Ahead of her talk at the Houseplant Festival on 23 October, the following is an extract from Catherine Horwood’s book ‘Potted History: How Houseplants Took Over Our Homes’:

House plants are big business: in the UK alone, the indoor house plant and flower market in 2018 was worth £2.2 billion. While high figures for flowers might not be a surprise, it is the increase in house plant sales that is causing a stir in the horticultural industry. Little wonder the Financial Times and other broadsheet newspapers began to take an interest with articles such as ‘Houseplants enjoy a growth spurt in popularity’, ‘House plants: the new bloom economy’ and ‘The One Thing Millennials Haven’t Killed is Houseplants’.

Fashions in house plants always been on the move.

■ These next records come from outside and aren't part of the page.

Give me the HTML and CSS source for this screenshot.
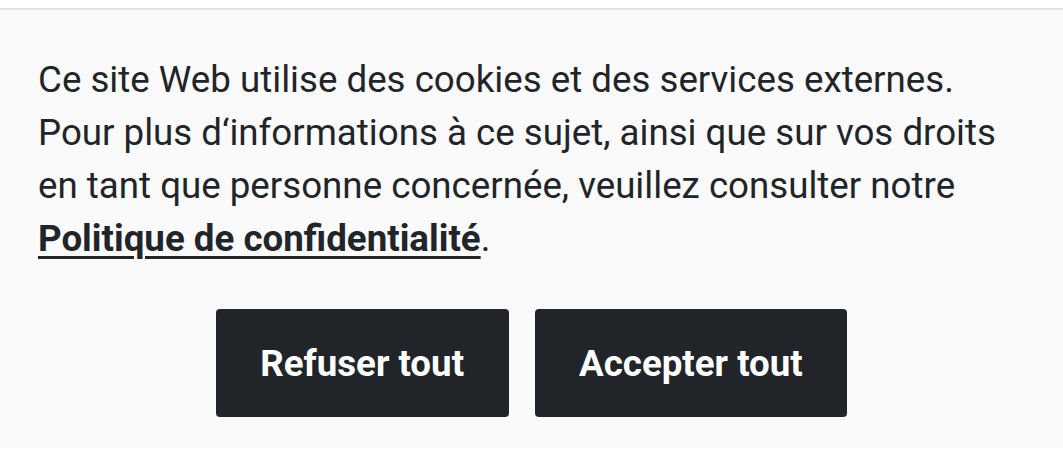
FILE: index.html
```html
<!DOCTYPE html>
<html lang="fr">
<head>
<meta charset="utf-8">
<link rel="stylesheet" href="styles.css">
</head>
<body>
<div class="banner">
  <p class="text">Ce site Web utilise des cookies et des services externes. Pour plus d‘informations à ce sujet, ainsi que sur vos droits en tant que personne concernée, veuillez consulter notre <a class="link" href="#">Politique de confidentialité</a>.</p>
  <div class="actions">
    <button class="btn">Refuser tout</button>
    <button class="btn">Accepter tout</button>
  </div>
</div>
</body>
</html>
```
FILE: styles.css
```css
html, body {
  margin: 0;
  padding: 0;
  background: #ffffff;
  overflow: hidden;
}
body {
  padding-top: 8px;
  font-family: Roboto, "Liberation Sans", sans-serif;
  color: #212529;
}
.banner {
  background: #fafafa;
  border-top: 2px solid #e2e2e2;
  padding: 43px 38px 40px;
  height: 440px;
  box-sizing: border-box;
}
.text {
  margin: 0;
  font-size: 36.7px;
  line-height: 53px;
}
.link {
  color: #212529;
  font-weight: 700;
  text-decoration: underline;
  text-decoration-thickness: 3px;
  text-underline-offset: 5px;
}
.actions {
  display: flex;
  justify-content: center;
  gap: 26px;
  margin-top: 44px;
}
.btn {
  background: #212529;
  color: #ffffff;
  border: none;
  border-radius: 4px;
  height: 108px;
  padding: 0 44.5px;
  font-family: Roboto, "Liberation Sans", sans-serif;
  font-weight: 700;
  font-size: 36.7px;
}
```
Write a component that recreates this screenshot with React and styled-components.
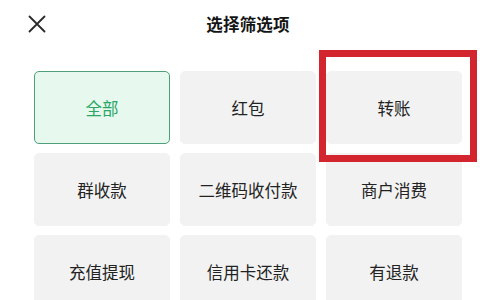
import React from "react";
import styled, { createGlobalStyle } from "styled-components";

const Global = createGlobalStyle`
  html, body { margin: 0; padding: 0; background: #ffffff; }
  body { font-family: "Noto Sans CJK SC", "Noto Sans", sans-serif; }
`;

const Page = styled.div`
  position: relative;
  width: 480px;
  height: 300px;
  overflow: hidden;
  background: #ffffff;
`;

const Header = styled.div`
  display: grid;
  grid-template-columns: 74px 1fr 58px;
  align-items: center;
  height: 46px;
  padding-top: 1px;
`;

const CloseButton = styled.button`
  display: flex;
  align-items: center;
  justify-content: flex-start;
  border: 0;
  background: none;
  padding: 0 0 0 28px;
  width: 74px;
  height: 46px;
  cursor: pointer;
`;

const Title = styled.div`
  text-align: center;
  font-size: 16.5px;
  font-weight: 700;
  color: #141414;
  letter-spacing: 0.2px;
`;

const Grid = styled.div`
  display: grid;
  grid-template-columns: repeat(3, 136px);
  grid-auto-rows: 73px;
  column-gap: 10px;
  row-gap: 9px;
  padding: 24px 0 0 34px;
`;

const Option = styled.div`
  display: flex;
  align-items: center;
  justify-content: center;
  box-sizing: border-box;
  border-radius: 5px;
  font-size: 16.5px;
  font-weight: 400;
  background: ${(p) => (p.$active ? "#e7f9ee" : "#f2f2f2")};
  color: ${(p) => (p.$active ? "#2aa567" : "#222222")};
  border: 1px solid ${(p) => (p.$active ? "#4e9f7a" : "#f2f2f2")};
`;

const Highlight = styled.div`
  position: absolute;
  left: 319px;
  top: 50px;
  width: 158px;
  height: 112px;
  box-sizing: border-box;
  border: 7px solid #d2252e;
  pointer-events: none;
`;

const options = [
  "全部",
  "红包",
  "转账",
  "群收款",
  "二维码收付款",
  "商户消费",
  "充值提现",
  "信用卡还款",
  "有退款",
];

export default function App() {
  return (
    <Page>
      <Global />
      <Header>
        <CloseButton aria-label="关闭">
          <svg width="18" height="18" viewBox="0 0 18 18">
            <path d="M1.5 1.5 L16.5 16.5 M16.5 1.5 L1.5 16.5" stroke="#2a2a2a" strokeWidth="1.8" strokeLinecap="round" />
          </svg>
        </CloseButton>
        <Title>选择筛选项</Title>
        <div />
      </Header>
      <Grid>
        {options.map((o, i) => (
          <Option key={o} $active={i === 0}>
            {o}
          </Option>
        ))}
      </Grid>
      <Highlight />
    </Page>
  );
}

Their popularity has waxed and waned over the centuries. In today’s disposable society, plants brought indoors, especially flowering plants, are often seen as disposables, to be thrown away as soon as they have faded. This is mainly because they have become so relatively cheap thanks to advances in micropropagation which in turn have led to dramatic price reductions.

An early edition of Dr David Hessayon’s Be Your Own House Plant Expert, whose worldwide sales are said to rival the Bible

If plants are to survive in the modern, centrally heated home, they must meet simple care conditions which rules out many interesting exotics. While traditional garden centres have lagged behind in promoting indoor plant sales, the growth area has been in online sales. Specialist companies such as Hortology and Patch in the UK and The Sill in the US have done well tapping into this market. In 2018, The Sill sold over 100,000 plants to North American millennials. Patch had even greater success in the UK that year with 120,000 houseplants going into British homes. Freddie Blackett started the business in 2015 aiming at young buyers with little or no experience of indoor gardening. All plants are marketed with reassuring friendly names such as ‘Chaz the Swiss Cheese Plant’ and ‘Suzie the Snake Plant’. No botanical names to scare off the buyers, this is the top end of instant interior plant design with helpful simplified care instructions.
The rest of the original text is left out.